I think we are in a cultural moment- have been for some time- where people across the spectrum of beliefs and values actually share the desire (I would say the need) to be around people who don’t hurt us. I’m not going to unpack the baggage and dishonesty inherent in my parent’s insistence that “my side” is, generously, inconsiderate of “other” values (yeah, it’s super weird to see that word come flying back this way). I am drawing the contours of this challenge and that one is real, for certain in the abstract, and because of that, I am filled with the entire range of human emotions. From grace for my birth family that often surprises everyone in my nuclear family, to a selfish desire to return hurt by severing relationships with people because they have hurt me and my family. 

My relationship with my parents gives me nothing but questions.
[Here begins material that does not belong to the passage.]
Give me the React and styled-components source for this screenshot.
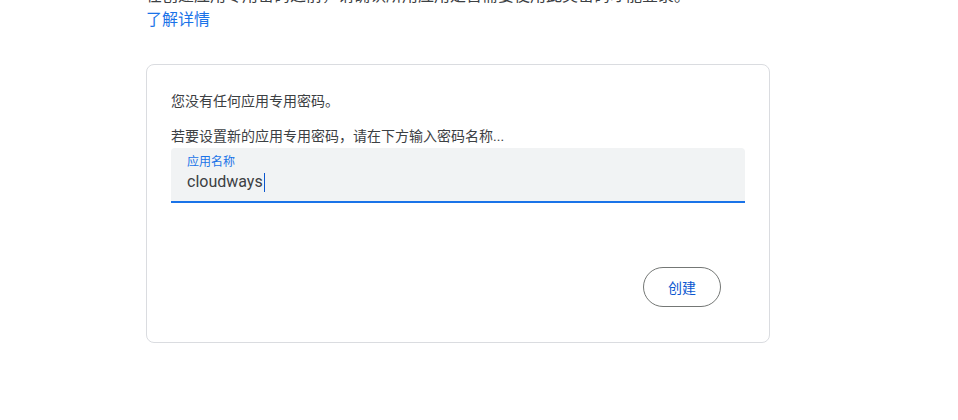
import React from "react";
import styled, { createGlobalStyle } from "styled-components";

const GlobalStyle = createGlobalStyle`
  body {
    margin: 0;
    background: #fff;
    font-family: Roboto, "Noto Sans CJK SC", "Noto Sans", sans-serif;
    color: #3c4043;
    overflow: hidden;
  }
`;

const Page = styled.div`
  padding-left: 146px;
  width: 624px;
`;

const Intro = styled.p`
  margin: -16px 0 0;
  font-size: 16px;
  line-height: 24px;
  color: #3c4043;
  white-space: nowrap;
`;

const LearnMore = styled.a`
  display: block;
  font-size: 16px;
  line-height: 24px;
  color: #1a73e8;
  text-decoration: none;
`;

const Card = styled.section`
  margin-top: 32px;
  border: 1px solid #dadce0;
  border-radius: 8px;
  padding: 26px 24px 24px;
  display: flex;
  flex-direction: column;
`;

const Text = styled.p`
  margin: 0 0 ${(p) => p.$gap}px;
  font-size: 14px;
  line-height: 20px;
  color: #3c4043;
`;

const Field = styled.div`
  background: #f1f3f4;
  border-radius: 4px 4px 0 0;
  border-bottom: 2px solid #1a73e8;
  padding: 6px 16px 7px;
  display: flex;
  flex-direction: column;
`;

const Label = styled.span`
  font-size: 12px;
  line-height: 16px;
  color: #1a73e8;
`;

const Value = styled.div`
  font-size: 16px;
  line-height: 24px;
  color: #3c4043;
  display: flex;
  align-items: center;
`;

const Caret = styled.span`
  display: inline-block;
  width: 1px;
  height: 19px;
  background: #0b57d0;
  margin-left: 1px;
`;

const Actions = styled.div`
  display: flex;
  justify-content: flex-end;
  padding: 64px 24px 11px 0;
`;

const Button = styled.button`
  width: 78px;
  height: 40px;
  border: 1px solid #747775;
  border-radius: 20px;
  background: #fff;
  color: #0b57d0;
  font-family: Roboto, "Noto Sans CJK SC", sans-serif;
  font-size: 14px;
  cursor: pointer;
`;

export default function App() {
  return (
    <>
      <GlobalStyle />
      <Page>
        <Intro>在创建应用专用密码之前，请确认所用应用是否需要使用此类密码才能登录。</Intro>
        <LearnMore href="#">了解详情</LearnMore>
        <Card>
          <Text $gap={15}>您没有任何应用专用密码。</Text>
          <Text $gap={2}>若要设置新的应用专用密码，请在下方输入密码名称...</Text>
          <Field>
            <Label>应用名称</Label>
            <Value>
              cloudways
              <Caret />
            </Value>
          </Field>
          <Actions>
            <Button>创建</Button>
          </Actions>
        </Card>
      </Page>
    </>
  );
}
They include:

  • I feel affection for my parents, and is this the same as love (I tend to describe love as absolute trust and that is missing, I think on both sides)?
  • I sincerely want to understand how we love another and expect nothing in return (you would think I’d understand this as a parent, but living it as a parent doesn’t require understanding it)?
  • How do you have a relationship with someone you violently disagree with without feeling the need to change their heart? Right?!?!?
  • How do you communicate with someone who has not just a different lived reality, but a totally separate set of “facts,” IE, when there is very little shared truth between the parties?

Asking questions means you have to be still and listen, without expectations. Fuck this is fucking hard.